Buying all of this new stuff was the simple part—fitting it in the new kitchen turned out to be the challenging part. Our new oven arrived last Thursday, along with the technicians who were going to install it. I had a talk to give at school that afternoon, so HJ went to see how things went. When the talk ended and I called her to find out how it was going, she was in a panic. Apparently the space for the oven was too small, so the technicians were unable to install it. I wasn’t too worried about this, though, because we had given the interior design place the proper specs for the oven, so it was on them if they screwed it up. And, as I mentioned at the end of my last entry, the renovation schedule gave us plenty of time to absorb setbacks like this. After we talked with the interior design guy, we found out that the fix was not a difficult one, and the oven is set to be installed tomorrow (with the interior design company footing the bill for the technicians having to come back, of course).

That wasn’t the only thing that didn’t fit perfectly, though. We went over to the apartment right after lunch on Saturday to find the washing machine technician standing in the kitchen having an animated conversation on the phone. Turns out that the space for the washing machine wasn’t right, either, but this time it was too big—there was going to be three or four centimeters extra space at the top. This might not sound like a big deal, but built-ins are supposed to fit precisely into the space and are not designed to have extra space around them (that is, the top of the washing machine is just bare, unfinished metal and not the usual smooth finished surface you see on a stand-alone washing machine). This was definitely not our fault, because we had left the washing machine to the interior design company as part of the package. I overheard some of the other end of the conversation, and apparently the interior design people were blaming the mix up on me. Well, not on me directly. But I heard something to the effect of, “Well, the client is a foreigner, so we had to make the countertop higher than usual, and that must have thrown off our measurements.” That sounds like a load of malarkey to me, because they knew exactly what model of built-in washing machine was going in and should have built the cabinet above it to leave just enough space. The interior design guy told us not to worry about this, because the cabinet door would extend down beneath the cabinet to cover the space above the washing machine, but this is completely missing the point. That’s like building a wall with a gap in it and then telling the client not to worry about it because you’re going to cover it with wallpaper.

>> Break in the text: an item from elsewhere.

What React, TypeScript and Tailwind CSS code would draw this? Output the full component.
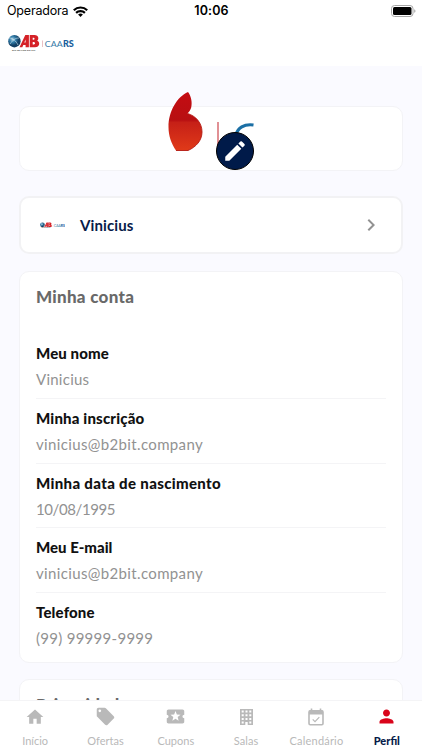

That gap above the washing machine will still be there, and the top of the washing machine will still be visible when we open the cabinet. Dust will still find its way in to sit on top of the washing machine, and the cabinet will be three to four centimeters shorter for no good reason. This bothers me more than the oven did, to be honest, but there is no way around it unless we demand a completely new set of cabinets be installed. That would probably push our timetable back too far, though, so we’re going to have to live with this.

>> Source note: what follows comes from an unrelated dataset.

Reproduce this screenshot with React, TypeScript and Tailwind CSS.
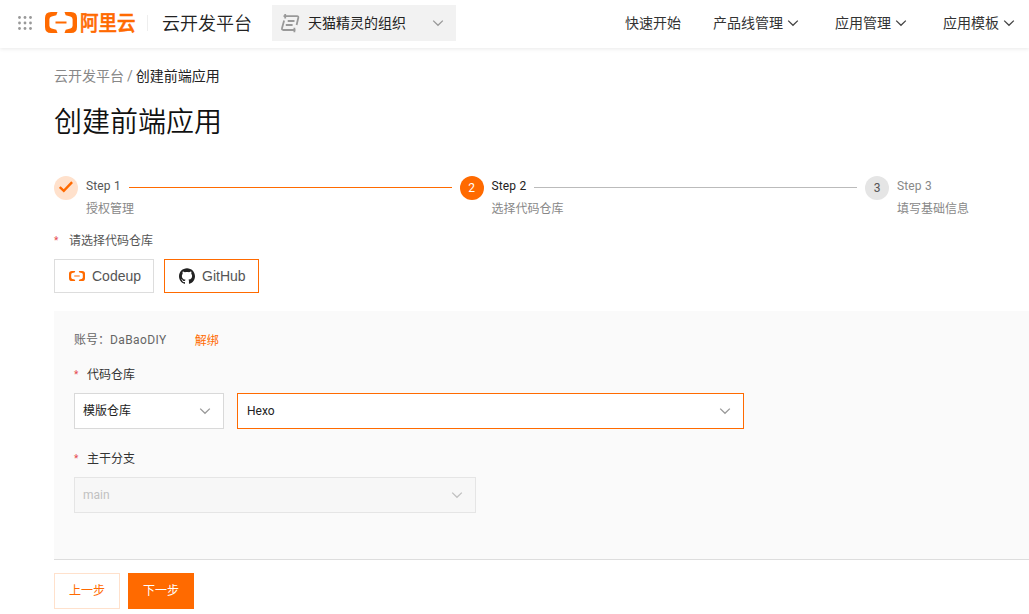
import React, { useState } from 'react';
import { SiGithub } from 'react-icons/si';

interface Step {
  title: string;
  description: string;
}

const steps: Step[] = [
  { title: 'Step 1', description: '授权管理' },
  { title: 'Step 2', description: '选择代码仓库' },
  { title: 'Step 3', description: '填写基础信息' },
];

const menus = ['产品线管理', '应用管理', '应用模板'];

const Chevron: React.FC<{ className?: string }> = ({ className }) => (
  <svg viewBox="0 0 14 14" className={`h-3.5 w-3.5 shrink-0 ${className || ''}`} fill="none" stroke="currentColor" strokeWidth="1.3">
    <path d="M2.2 4.6 7 9.3l4.8-4.7" />
  </svg>
);

// The bracket mark, used in the header and on the Codeup button
const CloudMark: React.FC<{ className?: string }> = ({ className }) => (
  <svg viewBox="0 0 32 21" preserveAspectRatio="none" className={className} fill="#ff6a00">
    <path d="M12.500 0H6Q0 0 0 6v9q0 6 6 6h6.500l-1.200-3.200-4.700-1.200Q4.400 16 4.400 13.800V7.200Q4.400 5 6.600 4.400l4.700-1.200ZM19.500 0H26q6 0 6 6v9q0 6-6 6h-6.500l1.200-3.200 4.700-1.200q2.200-.6 2.200-2.800V7.200q0-2.200-2.200-2.800l-4.700-1.200ZM10.500 9.400h11v2.200h-11Z" />
  </svg>
);

const Header: React.FC = () => (
  <header className="flex h-12 items-center bg-white pl-[18px] text-sm whitespace-nowrap text-[#333] shadow-[0_1px_4px_rgba(0,0,0,0.09)]">
    <svg viewBox="0 0 14 14" className="mb-0.5 h-3.5 w-3.5 shrink-0" fill="#999">
      {[1.5, 7, 12.5].map(y => [1.5, 7, 12.5].map(x => <circle key={`${x}-${y}`} cx={x} cy={y} r="1.4" />))}
    </svg>
    <CloudMark className="mb-[3px] ml-[13px] h-[21px] w-8 shrink-0" />
    <span className="mb-[3px] ml-[3px] w-14 shrink-0 origin-left scale-y-[1.13] text-[18.5px] leading-[22px] font-medium text-[#ff6a00] [-webkit-text-stroke:0.5px_#ff6a00]">阿里云</span>
    <span className="mb-0.5 ml-[11px] h-4 w-px shrink-0 bg-[#eee]" />
    <span className="ml-3.5 w-[90px] shrink-0 text-lg leading-6 font-[350] text-[#222]">云开发平台</span>
    <div className="mb-0.5 ml-5 flex h-9 w-[184px] shrink-0 items-center bg-[#f2f2f2] pr-[11px] pl-2">
      <svg viewBox="0 0 20 20" className="h-5 w-5" fill="none" stroke="#999" strokeWidth="1.8">
        <path d="M3.5 3.200H17q1.600 0 1.300 1.500L16.600 12M5.200 1v4.400M4.100 7.500 2 15.300q-.4 1.700 1.300 1.700h12.200M14.400 14.800v4.400M7.700 8h6.800M5.800 12h6.800" />
      </svg>
      <span className="ml-2 text-[#222]">天猫精灵的组织</span>
      <Chevron className="ml-auto text-[#999]" />
    </div>
    <nav className="mb-0.5 ml-[169px] flex shrink-0 items-center">
      <a href="#" className="mr-8">快速开始</a>
      {menus.map(menu => (
        <a key={menu} href="#" className="mr-[35px] flex items-center last:mr-0">
          {menu}
          <Chevron className="ml-[3px] text-[#444]" />
        </a>
      ))}
    </nav>
  </header>
);

const StepBar: React.FC<{ current: number }> = ({ current }) => (
  <div className="mt-[35px] flex h-[42px] w-[976px] text-xs">
    {steps.map((step, index) => {
      const done = index < current;
      const active = index === current;
      const circle = done
        ? 'bg-[#ffe1cc] text-[#ff6a00]'
        : active ? 'bg-[#ff6a00] text-white' : 'bg-[#e5e5e5] text-[#555]';
      const title = done ? 'text-[#555]' : active ? 'text-[#222]' : 'text-[#888]';

      return (
        <div key={step.title} className={index < 2 ? 'flex w-[405.5px] shrink-0' : 'flex shrink-0'}>
          <span className={`flex h-6 w-6 shrink-0 items-center justify-center rounded-full ${circle}`}>
            {done ? (
              <svg viewBox="0 0 14 12" className="mb-0.5 h-3 w-3.5" fill="none" stroke="currentColor" strokeWidth="2.4">
                <path d="m.8 6 4 3.8 8.3-8.600" />
              </svg>
            ) : index + 1}
          </span>
          <div className="ml-2 flex-1">
            <div className="flex h-5 items-center">
              <span className={`tracking-[0.15px] ${title}`}>{step.title}</span>
              {index < 2 && (
                <span className={`mt-[3px] mr-2 ml-2 h-px flex-1 ${done ? 'bg-[#ff6a00]' : 'bg-[#bbb]'}`} />
              )}
            </div>
            <p className="mt-1 leading-[18px] text-[#888]">{step.description}</p>
          </div>
        </div>
      );
    })}
  </div>
);

const RequiredLabel: React.FC<{ children: React.ReactNode; className?: string }> = ({ children, className }) => (
  <label className={`flex h-[18px] items-center text-xs ${className || ''}`}>
    <span className="w-[5px] text-[10px] text-[#e5484d]">*</span>
    {children}
  </label>
);

const App: React.FC = () => {
  const [source, setSource] = useState<string>('github');

  const sourceClass = (name: string) =>
    `flex h-[34px] items-center border bg-white pl-3.5 font-['Liberation_Sans'] text-sm text-[#555] ${
      source === name ? 'border-[#ff6a00]' : 'border-[#ddd]'
    }`;

  return (
    <div className="h-[614px] overflow-hidden bg-white font-[Roboto,'Noto_Sans_CJK_SC',sans-serif]">
      <Header />
      <main className="pl-[54px]">
        <div className="flex h-14 items-center text-sm text-[#888]">
          云开发平台<span className="mx-[3px]">/</span><span className="text-[#222]">创建前端应用</span>
        </div>
        <h1 className="mt-px h-9 text-[28px] leading-9 font-[350] text-[#111]">创建前端应用</h1>
        <StepBar current={1} />

        <RequiredLabel className="mt-3.5 gap-[10px] text-[#555]">请选择代码仓库</RequiredLabel>
        <div className="mt-[9px] flex gap-2.5">
          <button className={`w-[100px] ${sourceClass('codeup')}`} onClick={() => setSource('codeup')}>
            <CloudMark className="mr-[7px] h-2.5 w-4" />
            Codeup
          </button>
          <button className={`w-[95px] ${sourceClass('github')}`} onClick={() => setSource('github')}>
            <SiGithub className="mr-[7px] h-4 w-4 text-[#222]" />
            GitHub
          </button>
        </div>

        <section className="mt-[18px] h-[249px] border-b border-[#ddd] bg-[#fafafa] pt-5 pl-5 text-xs">
          <div className="flex h-[18px] items-center text-[#666]">
            <span>账号：<span className="tracking-[0.4px]">DaBaoDIY</span></span>
            <a href="#" className="mt-0.5 ml-7 text-[#ff6a00]">解绑</a>
          </div>
          <RequiredLabel className="mt-[17px] gap-2 text-[#333]">代码仓库</RequiredLabel>
          <div className="mt-[9px] flex gap-[13px] text-[#222]">
            <div className="flex h-9 w-[150px] items-center justify-between border border-[#d9d9d9] bg-white pr-[11px] pl-2">
              模版仓库
              <Chevron className="text-[#999]" />
            </div>
            <div className="flex h-9 w-[507px] items-center justify-between border border-[#ff6a00] bg-white pr-[11px] pl-[9px]">
              Hexo
              <Chevron className="text-[#999]" />
            </div>
          </div>
          <RequiredLabel className="mt-[21px] gap-2 text-[#333]">主干分支</RequiredLabel>
          <div className="mt-[9px] flex h-9 w-[402px] items-center justify-between border border-[#e5e5e5] bg-[#f7f7f7] pr-[11px] pl-2 text-[#c1c1c1]">
            main
            <Chevron />
          </div>
        </section>

        <footer className="mt-[13px] flex gap-2 text-xs">
          <button className="h-9 w-[66px] border border-[#ffe1cc] bg-white text-[#ff6a00]">上一步</button>
          <button className="h-9 w-[66px] bg-[#ff6a00] text-white">下一步</button>
        </footer>
      </main>
    </div>
  );
};

export default App;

I’m not terribly surprised that things haven’t gone smoothly. Not because I think the interior design company is incompetent (although after what happened with the washing machine I honestly wouldn’t also say that they are terribly competent, either), but because things like this never go smoothly. That’s just the nature of the beast. I don’t care what happens along the way as long as I am more or less satisfied with the final result, because the process is not my responsibility. This is, after all, why we hired a professional interior design company and didn’t try to do this ourselves. True, there are things that we are not completely happy with, but in the final analysis they are fairly minor issues. And I can guarantee that this process would have been a lot more stressful had we tried to contract all the work out to individual contractors and organize everything so that it came together the way we wanted.

There was one final hiccup with the remaining new kitchen appliance, the induction cooktop, although this did not have anything to do with the interior design company. HJ got a text message from LG on Friday saying that the delivery of the appliance might be delayed. As the cooktop was set to be delivered (and installed) on the day we move in, a delay here would be annoying, as it would mean we would be without a cooktop until the new one arrived. We do have a standalone induction burner that we can plug in and use if necessary, so it’s not the end of the world, but it is not ideal. However, when HJ called LG to find out what was going on, the girl on the other end immediately knew who we were and set our minds at ease. Apparently what had happened was that they had scheduled the delivery date early because they expected a delay. Of course, we didn’t know this, so we assumed that “late” meant... well, late. But the expected delay actually just means that the cooktop should be delivered on time. I think they could have done a slightly better job communicating all this to us, but I am comforted by the fact that they had the foresight to build the delay into the schedule.

So that’s the new stuff. Well, most of the new stuff—we are going back to IKEA on Wednesday to pick up a bunch of smaller things, such as some lights, some night tables, etc. But we also have to think about the old stuff. How do we get rid of our old washing machine, our old oven, and all the other things we can’t take with us, like the big set of cabinets out on the verandah or the console underneath the television? We put up some fliers around the apartment complex advertising some of the things we needed to get rid off, but nobody showed any interest. That’s when we stumbled on Karrot Market, a market where users sell used goods and appliances. Karrot has been around since 2015, apparently, but it is only recently that I started seeing ads for it on YouTube. HJ’s father managed to sell his old bed on Karrot and recommended it to us. So HJ started an account and put all of the stuff we needed to get rid of on it. The washing machine sold in ten seconds. This is not hyperbole—I mean that a buyer contacted HJ literally ten seconds after she put the washing machine on the app. The rest of the stuff has been selling a little more gradually. Perhaps the hardest thing to part with has been my oven. You may have noticed that I wrote above that I “was” fond of our oven. That’s because it is no longer ours. The original idea was to have someone come and pick it up on the 27th, when we are actually moving, but an interested buyer asked if we would be willing to part with it early. Apparently, the buyer wanted the oven to bake some Christmas cookies. I wasn’t too keen on going without an oven for a week, and I knew that we could leave the oven on the app and probably get a buyer who would be willing to wait until the 27th. But the idea that someone out there really wanted to make Christmas cookies and didn’t have an oven to bake them in made me change my mind. HJ and I were picturing a young mother wanting to make cookies for her kids, so we were surprised when the buyer arrived on Saturday and turned out to be a young guy. The times certainly have changed! I hope his cookies come out just as he wants them to, and that he appreciates my sacrifice.

There are still some things that haven’t sold on Karrot yet, such as the cabinets or the console; as the move date approaches, we intend to cut the prices and see if we can just get them off our hands. The truth is that just getting someone to come and take them for free would still be a win for us, because we wouldn’t have to pay extra to throw them away.

And that’s the state of our stuff right now. I probably could have spent more time going through stuff, but I will be spending most of this week trying to finish up grading for the semester. If I can finish that up by Friday (or sooner, if I can manage it), I imagine I will do some last minute sorting over the weekend in an attempt to reduce our moving load, even if by only a little. I don’t imagine that I will have another update on the move until after we are in our new places, so this is probably it for now. In the meantime, I will wish you a merry Christmas, and possibly a happy new year as well (although I hope to at least check in before that). See you on the other side!